Surprisingly, I really don’t feel that strongly, either way. I was just asking some questions. I would like to understand your perspective better. Personally, I think those with the most to gain from the legalization of gay marriage will be divorce lawyers!


Respectfully, POUNDS

Well stated, sir.

Now let’s move on to Abbot of Arbroath’s comments:

No your not a bigot or a homophobe or filled with hate – simply a reducationist.

I looked up “reducationist” and came up empty. Redactionist? Reeducationist?

Marriage existed before Christianity and before nation states – something people in the US get confused with since their country was formed after both ideas had taken ground.

Yes. Although I think this point favors my position – i.e. marriage is a fundamental element of civilization that should not be tampered with lightly.

Marriage is not immutable as a defined good: Women were material wealth once, some family connections through marriage are forbidden in come countries some not, inter religion marriage was illegal, inter racial marriage punishable by death, divorce was illegal or at other times divorce was easy.

All this is true, although I think it’s tangential to the topic at hand. Marriage has had much baggage attached to it over the years, much of it unpleasant, but the central nature of the institution has always been between a man and a woman.

Ironically to your case, polygamy is the GOLD standard of marriage and that is YOUR beliefs.

I, personally, am the preeminent authority on what I believe, and I can categorically state that I don’t believe polygamy to be the gold standard of marriage.

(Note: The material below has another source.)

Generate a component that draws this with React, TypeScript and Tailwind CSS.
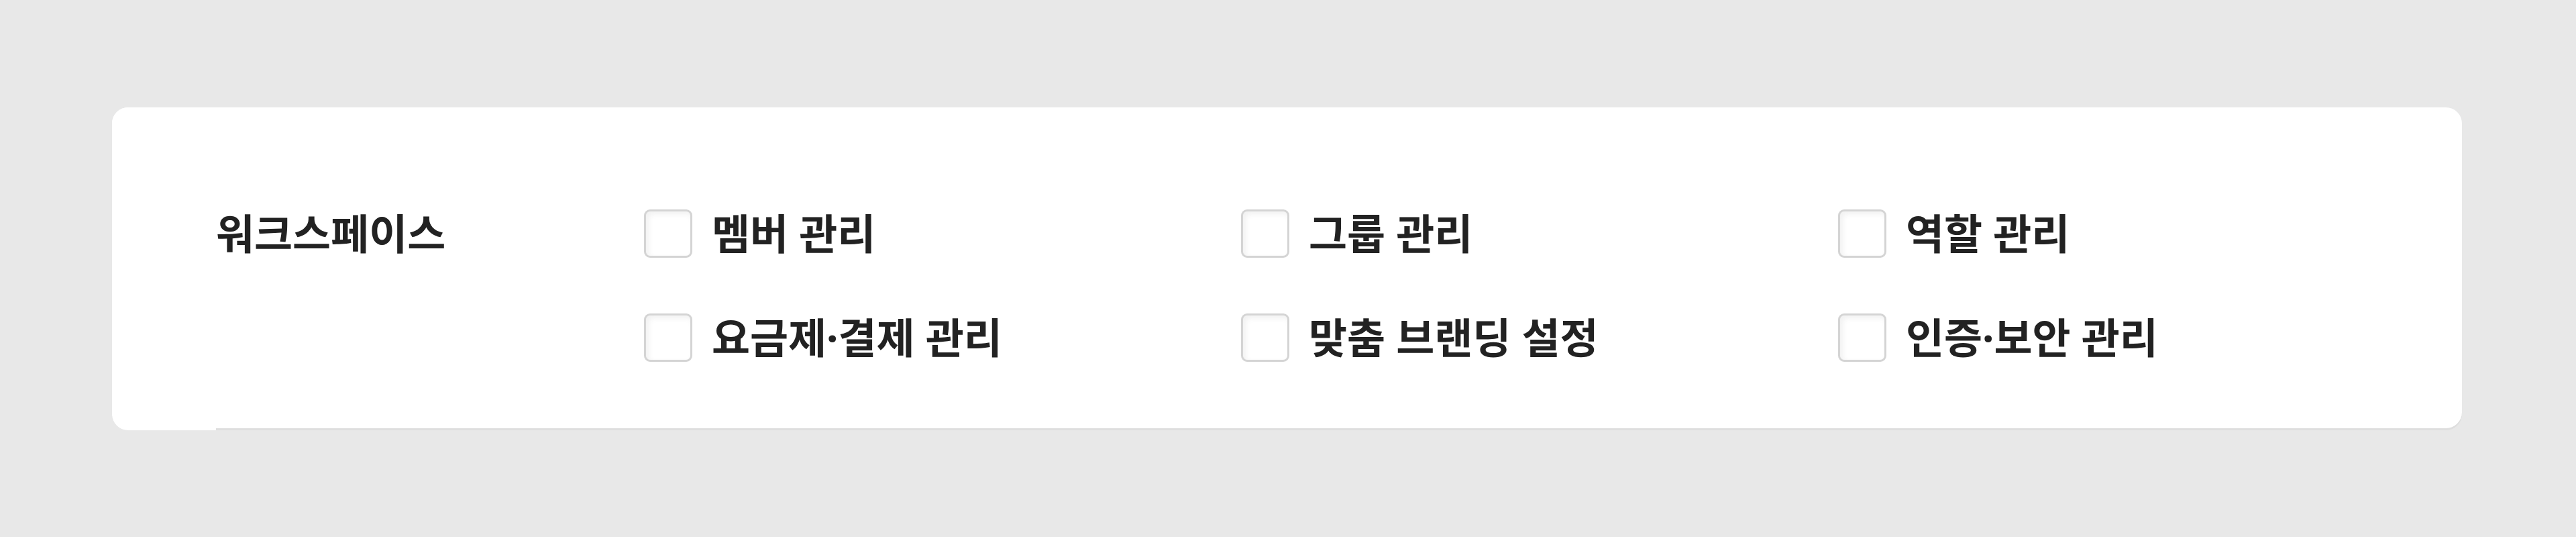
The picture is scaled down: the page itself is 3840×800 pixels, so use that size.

Marraige is between a man and women. Now, if you dont have the cojones to stand up and act according to your scriptural beliefs and fight the federal and state laws then thats your beans

You’re creating a straw man here, one who believes that polygamy should be legal. That’s not me. I’d be happy to discuss the theological issues involved, but you’re misrepresenting my position.

(it would also address the reality of decreasing attendance Roll as ineffective missions would be replaced by highly effective pregnancy!)

Again, you’re wandering far afield. Low conversion rates by Mormon missionaries are a separate discussion entirely.

I am sympathic to polygamy on religious grounds – does not mean I would ever want one! In South Africa, a liberl democracy it is a right and the President has 3 wives.

Neat.

So pretending marriage arrived in 1620 or was revealed from heaven intact is wrong.

Again, by making that point, you’re arguing with someone other than me.

The LDS church has been against every form of social progress since its inception ( and same sex marriage is no different).

That’s certainly debatable, but it’s changing the subject. A topic for another day, perhaps.

Even the LDS church will whitewashes its past and adopt a different strategy. Mormons are survivors first and foremost.

Look, I know you’re no fan of the church, but my purpose in discussing these things is not necessarily to defend or even be consistent with any supposed LDS official position. I think there’s a reasonable, secular case to be made that redefining marriage is a rotten idea, and that’s the case I’m trying to make. You can maintain that what I’ve said is going to get me in trouble with my Mormon overlords, but I find that discussion to be singularly uninteresting.